As to next steps, she hopes to offer even more cooking classes and eventually open a commercial kitchen and become licensed to sell jams and chutneys to local restaurants.

A warm welcome at the Mission Market

“She’s done very well. It is much more than the standard recipes and menus; it’s her own creation,” said Mani Mani, Rachel Finn’s father. Above, Mani (right) stands with Joy Warner, a lifelong childhood friend of Finn.
Leah Wankum
/
Shawnee Mission Post
“She’s done very well. It is much more than the standard recipes and menus; it’s her own creation,” said Mani Mani, Rachel Finn’s father.
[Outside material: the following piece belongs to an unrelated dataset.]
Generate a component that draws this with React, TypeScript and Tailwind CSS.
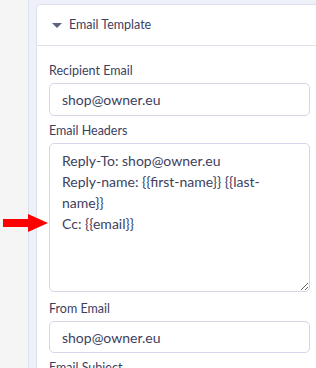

Above, Mani (right) stands with Joy Warner, a lifelong childhood friend of Finn.

The warm evening in early August at the Mission Market grew brighter as customers swapped fond memories while waiting in line for Chacko’s.
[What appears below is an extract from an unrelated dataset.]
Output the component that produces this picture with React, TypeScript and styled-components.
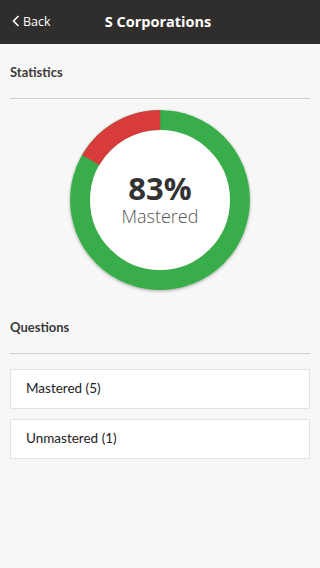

David and Robin Hagedorn of Mission, long-time customers of Chacko’s before it closed, shared their admiration for her work at Children’s Mercy, and of course, how much they miss her cooking and her accommodations for dietary restrictions.

“She’s sharing her wonderful nutritional and cooking talents with kids who don’t know how to eat because they have health concerns, and so she’s instructing them on how to eat healthy,” said Robin Hagedorn. “To me, that’s so important. And then she’s sharing her love of food, which she’s always had. She dreams of food. And so I think it’s neat that she shares it with everybody, especially those who really need it.”

Chacko’s Bakery and Eatery started out as a catering business in 1998, run out of the very same basement where Rachel Finn’s studio kitchen now is.

Rachel and her then-husband David Finn later moved operations into the spot on Johnson Drive now occupied by the Irish Dance Studio. They later moved into the space nearby now partly occupied by The Running Well Store.

“It was so much fun,” said Finn of the dinners. “It became new friendships and cultivating that. You can never have a big enough table, is my theory in life.”

Finn, a lifelong Mission native, still lives in the same neighborhood where she grew up.

She moved with her family there in 1974, immigrating from southern India so her father, Mani M. Mani, could oversee the burn unit at the University of Kansas Medical Center.

Her late mother, Rebekah Mani, was a dietician who taught Rachel how to cook. She must have taught her daughter well, because Finn’s customers still press her to teach them how to make chutney.

“She’s done very well,” her father said. “It is much more than the standard recipes and menus; it’s her own creation.”

And Finn will keep the business name for the studio kitchen because Chacko’s is named after the Finns’ son.

It’s a Southern Indian name that’s the equivalent of the name Jacob.